Section 1501 of the Public Utility Code (Code), 66 Pa.C.S. § 1501, provides that "every public utility shall...make all such repairs, changes, alterations, substitutions, extensions, and improvements in or to such service facilities as shall be necessary or proper for the accommodation, convenience, and safety of its patrons, employees, and the public. (Emphasis added). The PUC's regulations, at 52 Pa. Code § 57.76(a), provide as follows:
(a) The Commission will issue its order, with its opinion, if any, either granting or denying the application, in whole or in part, as filed or upon the terms, conditions or modifications, of the location, construction, operation or maintenance of the line as the Commission may deem appropriate. The Commission will not grant the application, either as proposed or as modified, unless it finds and determines as to the proposed HV line:
(1) That there is a need for it.
(2) That it will not create an unreasonable risk of danger to the health and safety of the public.
(3) That it is in compliance with applicable statutes and regulations providing for the protection of the natural resources of this Commonwealth.
(4) That it will have minimum adverse environmental impact, considering the electric power needs of the public, the state of available technology and the available alternatives.
(Emphasis added). Similarly, as noted in footnote 1, setting forth Section 15 Pa.C.S. § 1511(c) of the Business Corporation Law of 1988, the PUC, upon application, must determine if a requested exercise of the powers of eminent domain by a public utility corporation is necessary or proper for the service, accommodation, convenience or safety of the public.

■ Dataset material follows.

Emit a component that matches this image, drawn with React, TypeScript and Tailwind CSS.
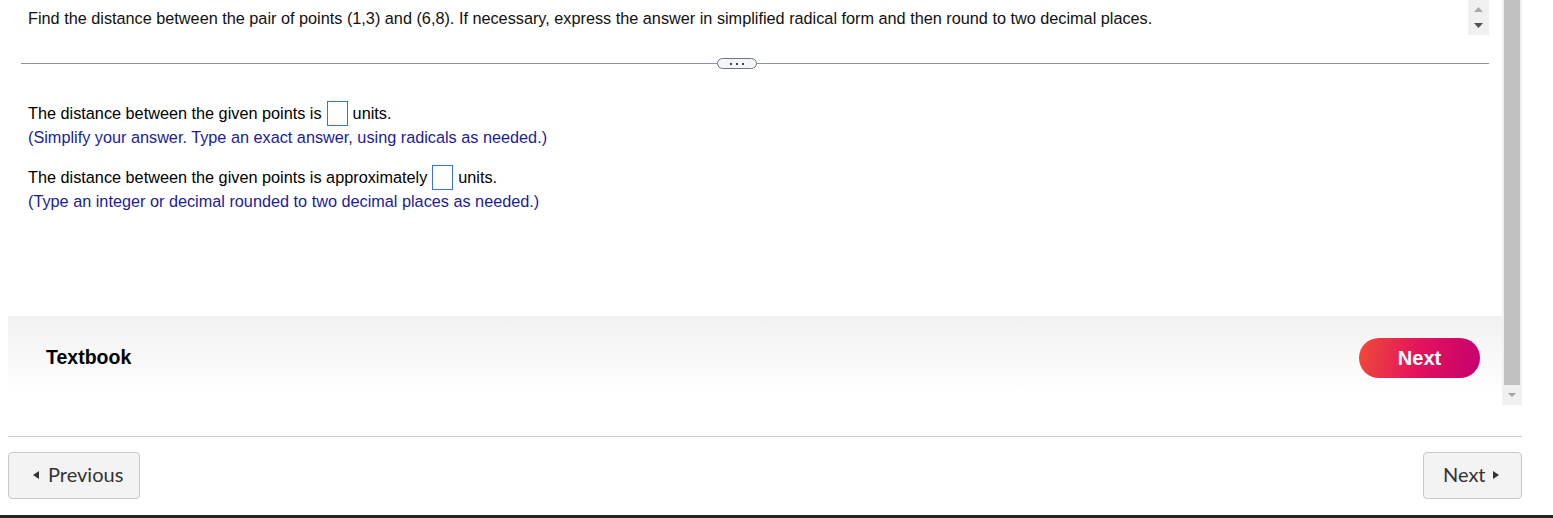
function Triangle({ dir, className }: { dir: 'up' | 'down' | 'left' | 'right'; className: string }) {
  const points = {
    up: '0,8 5,0 10,8',
    down: '0,0 10,0 5,8',
    left: '8,0 8,10 0,5',
    right: '0,0 8,5 0,10',
  };
  return (
    <svg viewBox={dir === 'up' || dir === 'down' ? '0 0 10 8' : '0 0 8 10'} preserveAspectRatio="none" className={className}>
      <polygon points={points[dir]} fill="currentColor" />
    </svg>
  );
}

function AnswerBox() {
  return <span className="mx-[5px] inline-block h-[25px] w-[21px] border border-[#3a74d8] bg-white" />;
}

export default function App() {
  return (
    <div className="flex h-[518px] w-[1553px] flex-col overflow-hidden bg-white font-['Liberation_Sans',Arial,sans-serif] text-black">
      <div className="flex h-[405px]">
        <div className="flex w-[1502px] flex-col">
          <div className="flex h-[45px] pl-[28px] pr-[13px]">
            <p className="flex-1 pt-[9px] text-[16.25px] leading-[18px] text-[#111]">
              Find the distance between the pair of points (1,3) and (6,8). If necessary, express the answer in
              simplified radical form and then round to two decimal places.
            </p>
            <div className="flex h-[35px] w-[21px] flex-col items-center justify-center gap-[11px] bg-[#f0f0f0]">
              <Triangle dir="up" className="h-[5px] w-[9px] text-[#a9a9a9]" />
              <Triangle dir="down" className="h-[5px] w-[9px] text-[#505050]" />
            </div>
          </div>

          <div className="mt-[13px] flex h-[11px] items-center pl-[21px] pr-[13px]">
            <div className="h-px w-[696px] bg-[#8a929c]" />
            <div className="flex h-[11px] w-[40px] items-center justify-center gap-[4px] rounded-full border border-[#6e7680] bg-[#f4f5f7]">
              <span className="h-[2px] w-[2px] bg-[#3c4450]" />
              <span className="h-[2px] w-[2px] bg-[#3c4450]" />
              <span className="h-[2px] w-[2px] bg-[#3c4450]" />
            </div>
            <div className="h-px flex-1 bg-[#8a929c]" />
          </div>

          <div className="mt-[31px] pl-[28px] text-[16.25px]">
            <div className="flex h-[26px] items-center">
              <span>The distance between the given points is</span>
              <AnswerBox />
              <span>units.</span>
            </div>
            <p className="leading-[22px] text-[#1c1c96]">
              (Simplify your answer. Type an exact answer, using radicals as needed.)
            </p>
            <div className="mt-[16px] flex h-[26px] items-center">
              <span>The distance between the given points is approximately</span>
              <AnswerBox />
              <span>units.</span>
            </div>
            <p className="leading-[22px] text-[#1c1c96]">
              (Type an integer or decimal rounded to two decimal places as needed.)
            </p>
          </div>

          <div className="mb-[10px] ml-[8px] mt-auto flex h-[79px] items-center justify-between bg-linear-to-b from-[#f1f1f1] to-white pl-[38px] pr-[22px] pt-[5px]">
            <span className="text-[19.5px] font-bold">Textbook</span>
            <button className="h-[40px] w-[121px] rounded-full bg-[linear-gradient(100deg,#ef4b39_0%,#e2125c_50%,#c6006f_100%)] text-[20px] font-bold text-white">
              Next
            </button>
          </div>
        </div>

        <div className="flex w-[20px] flex-col bg-[#f0f0f0]">
          <div className="mx-[2px] h-[385px] bg-[#c1c1c1]" />
          <div className="flex flex-1 items-center justify-center">
            <Triangle dir="down" className="h-[4px] w-[8px] text-[#a3a3a3]" />
          </div>
        </div>
      </div>

      <div className="ml-[8px] mt-[31px] h-px w-[1514px] bg-[#cccccc]" />

      <div className="ml-[8px] mt-[15px] flex w-[1514px] justify-between font-['Lato',sans-serif] text-[20px] text-[#333]">
        <button className="flex h-[47px] w-[132px] items-center gap-[9px] rounded-[4px] border border-[#c8c8c8] bg-[#f3f3f3] pb-[4px] pl-[24px]">
          <Triangle dir="left" className="mt-[3px] h-[8px] w-[6px] text-[#333]" />
          <span>Previous</span>
        </button>
        <button className="flex h-[47px] w-[99px] items-center gap-[7px] rounded-[4px] border border-[#c8c8c8] bg-[#f3f3f3] pb-[4px] pl-[19px]">
          <span>Next</span>
          <Triangle dir="right" className="mt-[3px] h-[8px] w-[6px] text-[#333]" />
        </button>
      </div>

      <div className="mt-auto h-[3px] bg-[#222]" />
    </div>
  );
}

Nowhere in any of the foregoing statutory or regulatory provisions, nor in any other regulations promulgated under the Code, is there a requirement that the necessity which must be shown by a public utility corporation, such as PP&L, seeking to construct a transmission line, is that of necessity from an engineering prospective as concluded by the PUC.
While we are aware of the fact that the ALJ, and the PUC, in turn, cite the PUC's decision in the case of Re West Penn Power Company, 54 Pa. PUC 319 (1980), as support for its decision regarding "engineering need," in West Penn, the PUC merely stated what it states here, i.e., that "the applicant must show the proposed line is necessary from an engineering prospective." West Penn, 54 Pa. PUC at 327. The PUC goes on, in West Penn, to state that "if this is not done, we are under no duty to issue a certificate." Id.. The PUC, however, in West Penn, and here, fails to cite any statutory or regulatory authority for its Conclusion in this regard.
Accordingly, we vacate the PUC's order and remand the matter for a determination consistent with the statutory standards specified in the Code and the regulations promulgated thereunder.
SILVESTRI SILVESTRI, Senior Judge
Judge Leadbetter did not participate in the decision in this case.
AND NOW, this 4th day of June , 1997, the order of the Pennsylvania Public Utility Commission dated September 9, 1996 is vacated and the matter is remanded for a determination consistent with this opinion.